Simultaneously, we must avoid optimizing for one metric at the expense of another. For instance, aggressively shortening decision latency by ordering massive, precautionary evacuations can desensitize the public. This over-triggering breeds complacency, leading to a dangerous drop in compliance during future, truly urgent scenarios.
Strategic Directives for WUI Risk Mitigation
Fixing these systemic vulnerabilities requires moving past the defensive rhetoric of standard after-action reviews. Municipalities and emergency managers must implement proactive, structural reforms to ensure operational resilience in future WUI fire events.
Implement Dynamic, Automated Evacuation Trigger Zones
Relying on human deliberation during a rapidly expanding fire creates dangerous delays. Emergency management agencies must establish pre-calculated, geographic trigger lines based on fuel moisture, wind vector inputs, and real-time fire spread modeling. When a wildfire crosses a predetermined trigger line, it should automatically prompt an evacuation order for downstream zones, eliminating bureaucratic decision latency entirely.

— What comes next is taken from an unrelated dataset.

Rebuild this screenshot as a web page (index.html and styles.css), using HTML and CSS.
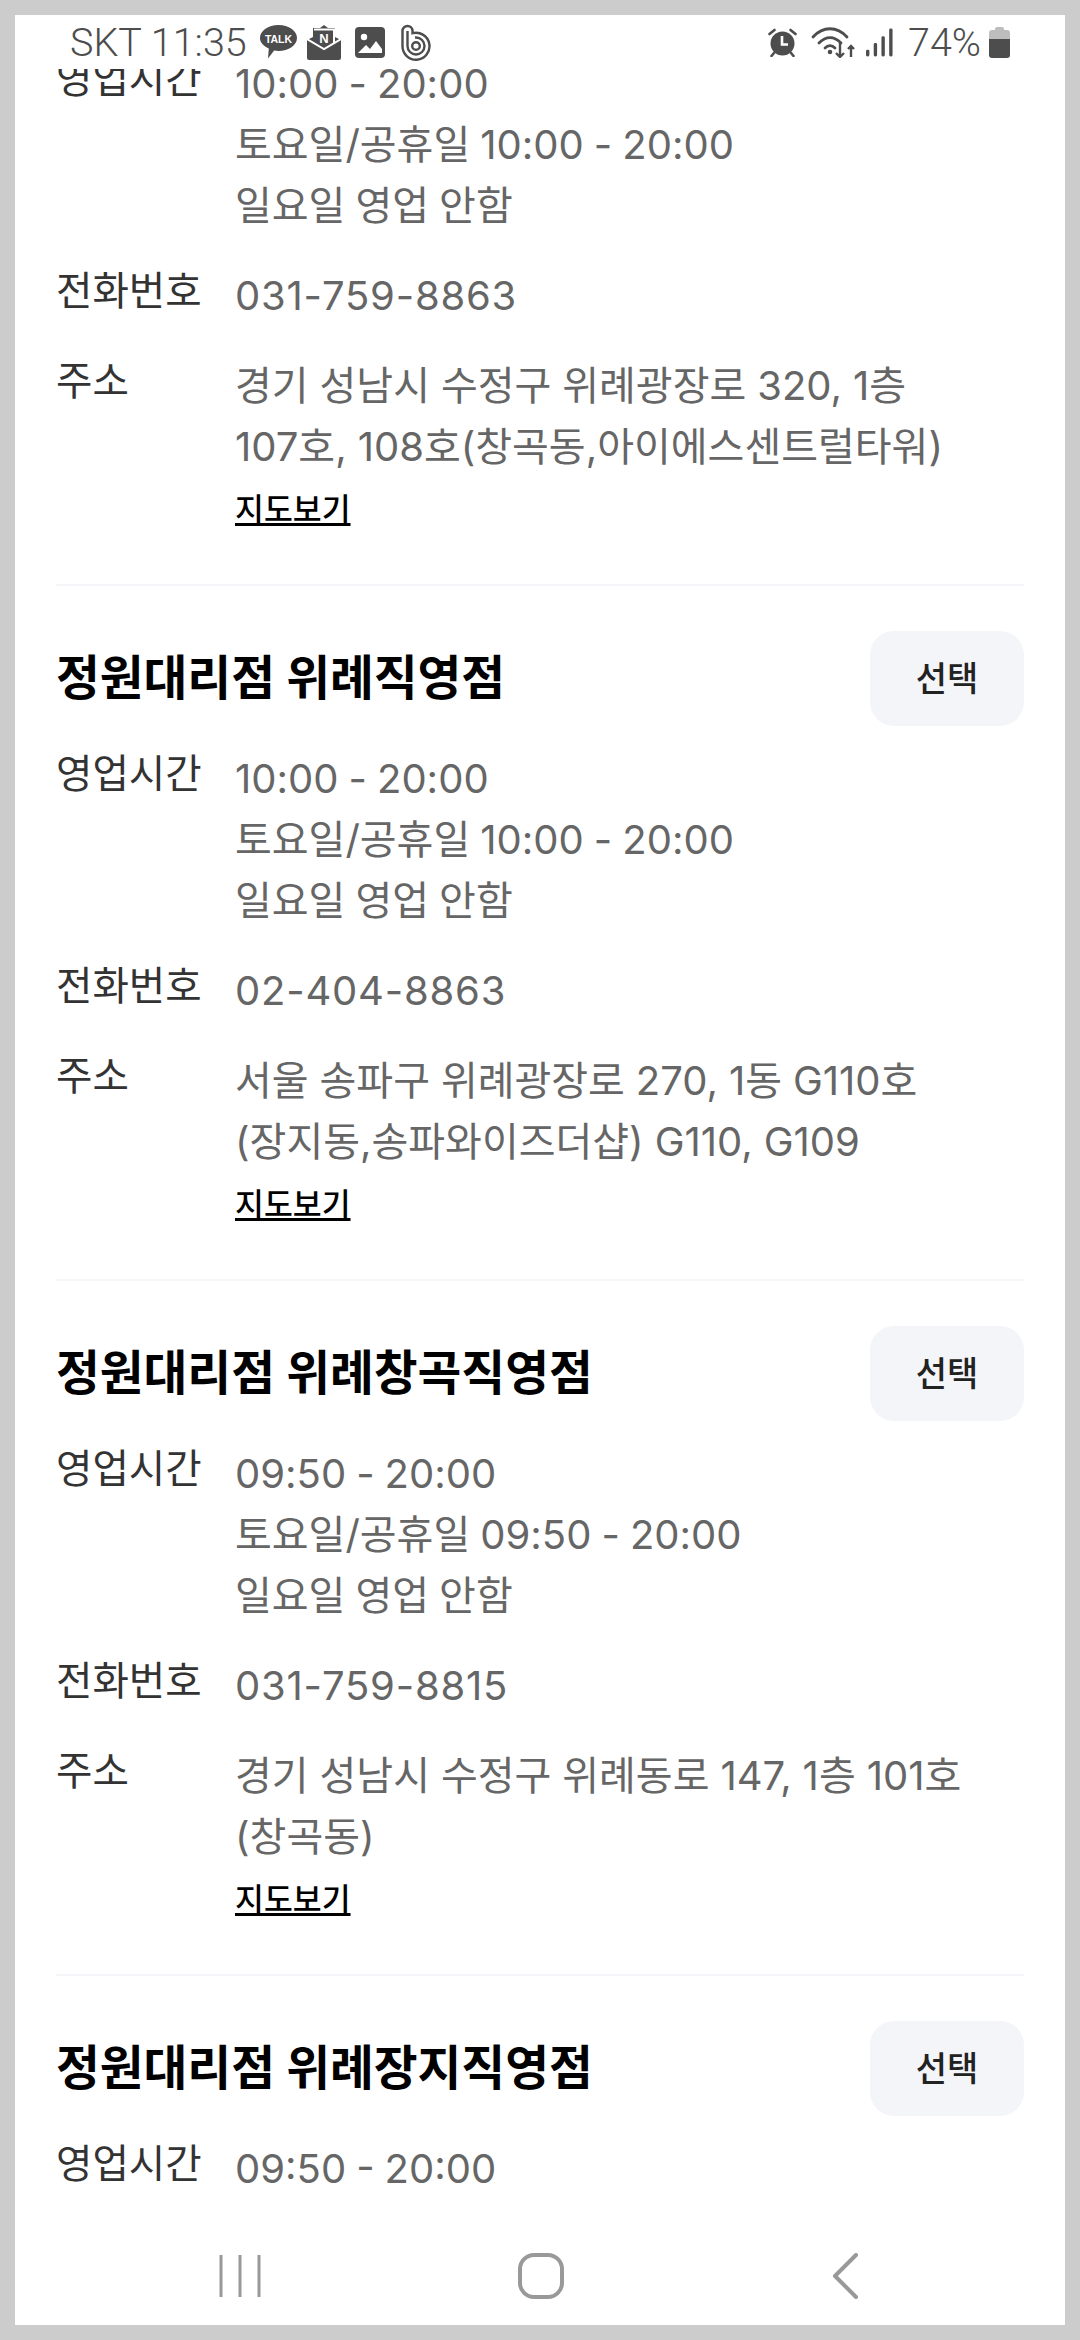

Mandate Hardware-Independent, Localized Alerting Infrastructure
To overcome low opt-in rates for digital alerts and protect against cell tower failures, municipalities must invest in localized, resilient infrastructure. This includes installing high-decibel, directional siren arrays equipped with voice-broadcast capabilities, and implementing targeted, location-based SMS alerts that bypass standard subscriber enrollment.
Enforce Contraflow Traffic Architecture and Pre-Engineered Egress Plans
Roadway capacity constraints must be managed through aggressive, pre-engineered traffic control. Evacuation plans must include immediate, pre-authorized contraflow (one-way) routing on key arterial roads, converting inbound lanes into outbound lanes. Law enforcement personnel must be pre-assigned to critical intersection bottlenecks with clear instructions to prioritize outbound flow over all other movements, including emergency vehicle access, which must be routed through designated secondary channels.